[Start of DATA SHOWN]

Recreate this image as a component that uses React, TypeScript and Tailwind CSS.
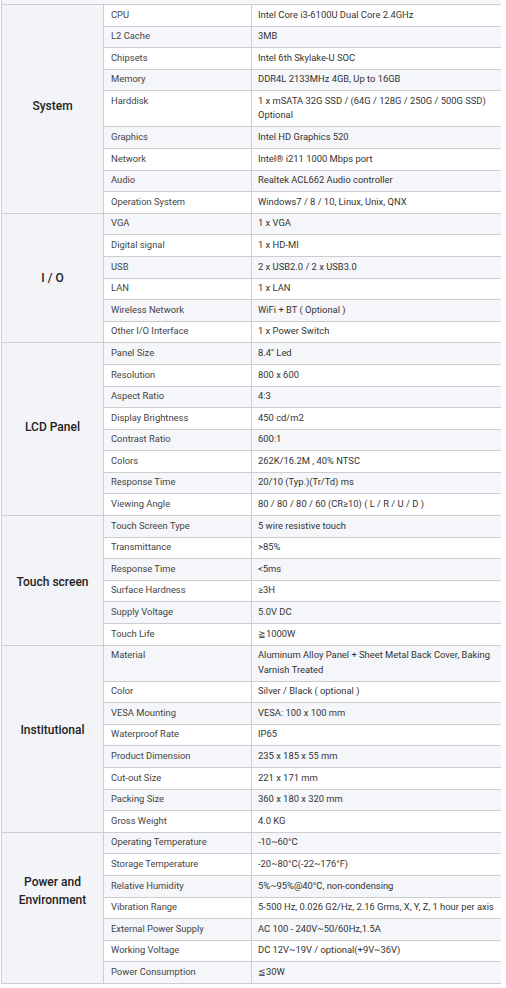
import React from "react";

// Spec sheet table, grouped by category; rows are striped across the whole table
// nudge: header cells aren't all sitting dead centre in the source page
const SPECS: { group: string[]; nudge: string; rows: [string, React.ReactNode][] }[] = [
  {
    group: ["System"],
    nudge: "pb-[6px]",
    rows: [
      ["CPU", "Intel Core i3-6100U Dual Core 2.4GHz"],
      ["L2 Cache", "3MB"],
      ["Chipsets", "Intel 6th Skylake-U SOC"],
      ["Memory", "DDR4L 2133MHz 4GB, Up to 16GB"],
      ["Harddisk", <>1 x mSATA 32G SSD / (64G / 128G / 250G / 500G SSD)<br />Optional</>],
      ["Graphics", "Intel HD Graphics 520"],
      ["Network", "Intel® i211 1000 Mbps port"],
      ["Audio", "Realtek ACL662 Audio controller"],
      ["Operation System", "Windows7 / 8 / 10, Linux, Unix, QNX"],
    ],
  },
  {
    group: ["I / O"],
    nudge: "",
    rows: [
      ["VGA", "1 x VGA"],
      ["Digital signal", "1 x HD-MI"],
      ["USB", "2 x USB2.0 / 2 x USB3.0"],
      ["LAN", "1 x LAN"],
      ["Wireless Network", "WiFi + BT ( Optional )"],
      ["Other I/O Interface", "1 x Power Switch"],
    ],
  },
  {
    group: ["LCD Panel"],
    nudge: "pb-[4px]",
    rows: [
      ["Panel Size", "8.4\" Led"],
      ["Resolution", "800 x 600"],
      ["Aspect Ratio", "4:3"],
      ["Display Brightness", "450 cd/m2"],
      ["Contrast Ratio", "600:1"],
      ["Colors", "262K/16.2M , 40% NTSC"],
      ["Response Time", "20/10 (Typ.)(Tr/Td) ms"],
      ["Viewing Angle", "80 / 80 / 80 / 60 (CR≥10) ( L / R / U / D )"],
    ],
  },
  {
    group: ["Touch screen"],
    nudge: "pt-[4px]",
    rows: [
      ["Touch Screen Type", "5 wire resistive touch"],
      ["Transmittance", ">85%"],
      ["Response Time", "<5ms"],
      ["Surface Hardness", "≥3H"],
      ["Supply Voltage", "5.0V DC"],
      ["Touch Life", "≧1000W"],
    ],
  },
  {
    group: ["Institutional"],
    nudge: "pb-[18px]",
    rows: [
      ["Material", <>Aluminum Alloy Panel + Sheet Metal Back Cover, Baking<br />Varnish Treated</>],
      ["Color", "Silver / Black ( optional )"],
      ["VESA Mounting", "VESA: 100 x 100 mm"],
      ["Waterproof Rate", "IP65"],
      ["Product Dimension", "235 x 185 x 55 mm"],
      ["Cut-out Size", "221 x 171 mm"],
      ["Packing Size", "360 x 180 x 320 mm"],
      ["Gross Weight", "4.0 KG"],
    ],
  },
  {
    group: ["Power and", "Environment"],
    nudge: "pb-[34px]",
    rows: [
      ["Operating Temperature", "-10~60°C"],
      ["Storage Temperature", "-20~80°C(-22~176°F)"],
      ["Relative Humidity", "5%~95%@40°C, non-condensing"],
      ["Vibration Range", "5-500 Hz, 0.026 G2/Hz, 2.16 Grms, X, Y, Z, 1 hour per axis"],
      ["External Power Supply", "AC 100 - 240V~50/60Hz,1.5A"],
      ["Working Voltage", "DC 12V~19V / optional(+9V~36V)"],
      ["Power Consumption", "≦30W"],
    ],
  },
];

export default function App() {
  let rowIndex = 0;

  return (
    <div className="w-[506px] h-[988px] bg-white" style={{ fontFamily: "Roboto, 'Noto Sans', sans-serif" }}>
      <div className="ml-[1px] w-[500px] overflow-hidden">
        {/* tail of the row scrolled above */}
        <div className="h-[5px] bg-[#f5f6f9] border-l border-b border-[#cdcdcd]" />
        <table className="table-fixed border-separate border-spacing-0 w-[560px] border-l border-[#cdcdcd]">
          <colgroup>
            <col className="w-[102px]" />
            <col className="w-[148px]" />
            <col className="w-[310px]" />
          </colgroup>
          <tbody>
            {SPECS.map((section) =>
              section.rows.map(([label, value], i) => {
                const striped = rowIndex++ % 2 === 1;
                const bg = striped ? "bg-[#f5f6f9]" : "bg-white";
                return (
                  <tr key={`${section.group.join(" ")}-${label}`}>
                    {i === 0 && (
                      <th
                        rowSpan={section.rows.length}
                        className={`bg-[#f3f4f8] border-r border-b border-[#cdcdcd] text-center align-middle text-[12px] leading-[18px] font-medium text-[#222] ${section.nudge}`}
                      >
                        {section.group.map((g) => (
                          <div key={g}>{g}</div>
                        ))}
                      </th>
                    )}
                    <td className={`${bg} border-r border-b border-[#cdcdcd] align-top px-[7px] pt-[2.6px] pb-[3.6px] text-[9.4px] leading-[14.4px] text-[#444] whitespace-nowrap`}>
                      {label}
                    </td>
                    <td className={`${bg} border-b border-[#cdcdcd] align-top px-[6px] pt-[2.6px] pb-[3.6px] text-[9.4px] leading-[14.4px] text-[#333] whitespace-nowrap`}>
                      {value}
                    </td>
                  </tr>
                );
              })
            )}
          </tbody>
        </table>
      </div>
    </div>
  );
}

[End of DATA SHOWN]

• [DIRECTION]:
Give again, exactly, the lines from the start of the data through the one holding "import React from"; omit the pictures.

• [ANSWER TO THE PROBLEM]:
Recreate this image as a component that uses React, TypeScript and Tailwind CSS.
import React from "react";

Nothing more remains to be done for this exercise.